3) A companhia Bibi Ferreira
A atriz estreia como empresária com o morno texto francês “Sétimo Céu”, num ponto de intensas rupturas do modo de fazer teatro no Brasil. Contrata intérpretes modernos, como Cacilda Becker e Maria Della Costa, mas mantém um repertório conservador e pouco sintonizado com a busca de uma dramaturgia nacional. É dona de grandes sucessos de público e viaja o país com até cinco espetáculos no repertório.
4) A diretora
Bibi Ferreira torna-se uma das primeiras diretoras do teatro brasileiro ao lado de nomes como Ester Leão e madame Henriette Morineau. Estuda na Royal Academy of Dramatics de Arts, em 1946, e, quando retorna, dirige o pai em “Divórcio”. Nesse período, Procópio Ferreira vinha sofrendo severos ataques da crítica moderna que o singulariza como “o teatro velho” feito no Brasil. A peça “A Herdeira” lhe rendeu o primeiro prêmio em direção. Nos anos 1950, passa a ensinar o ofício de diretora na Fundação Brasileira de Teatro (FBT), de Dulcina de Moraes. Nos anos 1980, Bibi Ferreira vira uma febre na direção de espetáculos, alguns bem comerciais. Atividade que manteve com frequência até os anos 2000.
5) Os musicais
Depois de uma temporada em Portugal, Bibi Ferreira volta com tudo aos palcos brasileiros nos anos 1960, tornando-se a primeira atriz de musicais do país. Faz “My Fair Lady”, ao lado de Paulo Autran e Jayme Costa, conhecido como o maior rival de Procópio, e “Alô, Dolly”. Carismática, Bibi torna-se uma das apresentadoras mais amadas na década. Nos anos 1970, dois outros musicais a põem no topo: “O Homem De La Mancha” e “Brasileiro: Profissão Esperança”, de Paulo Pontes e Vianinha, que na versão com Paulo Gracindo e Clara Nunes torna-se um dos maiores sucessos do teatro nacional.
6) Gota D´água
O musical do marido, Paulo Pontes, e de Chico Buarque é o ápice na carreira de atriz de Bibi Ferreira. Como Joana, inspirada na trágica Medeia, arrebata público e crítica. Até hoje, quando faz os solilóquios da personagem nos shows, emociona a plateia.
7) Piaf
Bibi arrebatou o país com “Piaf”, em 1983. Ganha todos os prêmios da crítica. O impacto, para muitos mediúnicos, volta a colocar a atriz e diretora no lugar de grande intérprete nacional. A essa altura, Bibi Ferreira era também música.
8) O não às novelas
Bibi Ferreira negou-se, sucessivamente, a fazer novelas na Globo. Sempre alegava que não havia como conciliar o teatro com uma produção que lhe prendia por longos oito meses. Mas sempre se revelou uma fã dos folhetins. Recentemente, provocou polêmica ao anunciar que achou “nada agradável” o beijo entre as colegas de profissão Fernanda Montenegro e Natália Thimberg, na novela “Babilônia”. Na teledramaturgia, ela apareceu na minissérie “Marquesa de Santos”, da extinta Rede Manchete, como um exuberante e furiosa Carlota Joaquina.
9) Amália Rodrigues
Depois do furacão Piaf, Bibi Ferreira voltou a impressionar público e crítica com a homenagem à rainha do fado. Amália a escolheu depois de vê-la em apresentações em Lisboa. São viscerais os números de Bibi interpretando os fados de Amália.

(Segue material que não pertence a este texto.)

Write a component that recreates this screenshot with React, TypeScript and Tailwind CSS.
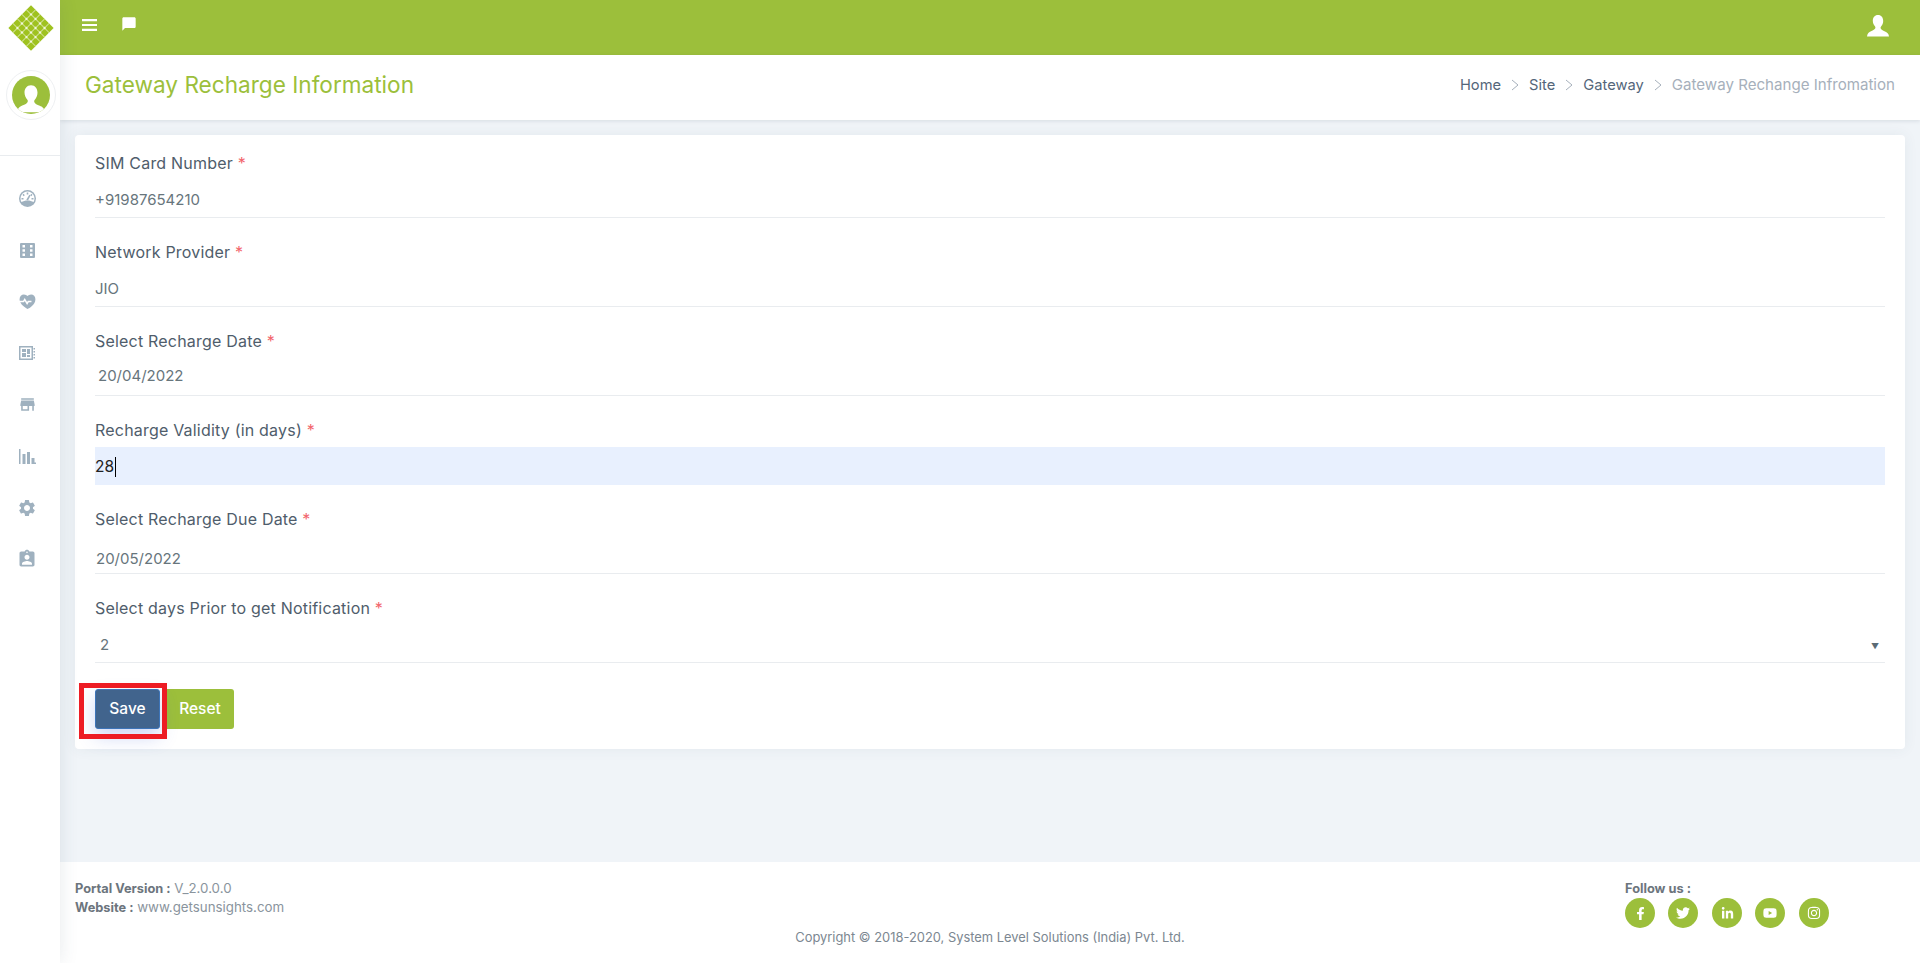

10) Frank Sinatra e Lisa Minelli
Bibi Ferreira alcança o status de grande voz do jazz interpretando o repertório de Sinatra. Nos Estados Unidos, a cantora, hoje, é reverenciada como uma das grandes damas da música mundial. Na primeira vez em que se apresentou no Lincoln Center, em Nova York, Liza Minnelli estava na plateia e subiu ao palco para reverenciar Bibi. “Nunca vi nada igual e olha que já vi muita coisa”, sentenciou a atriz e cantora americana.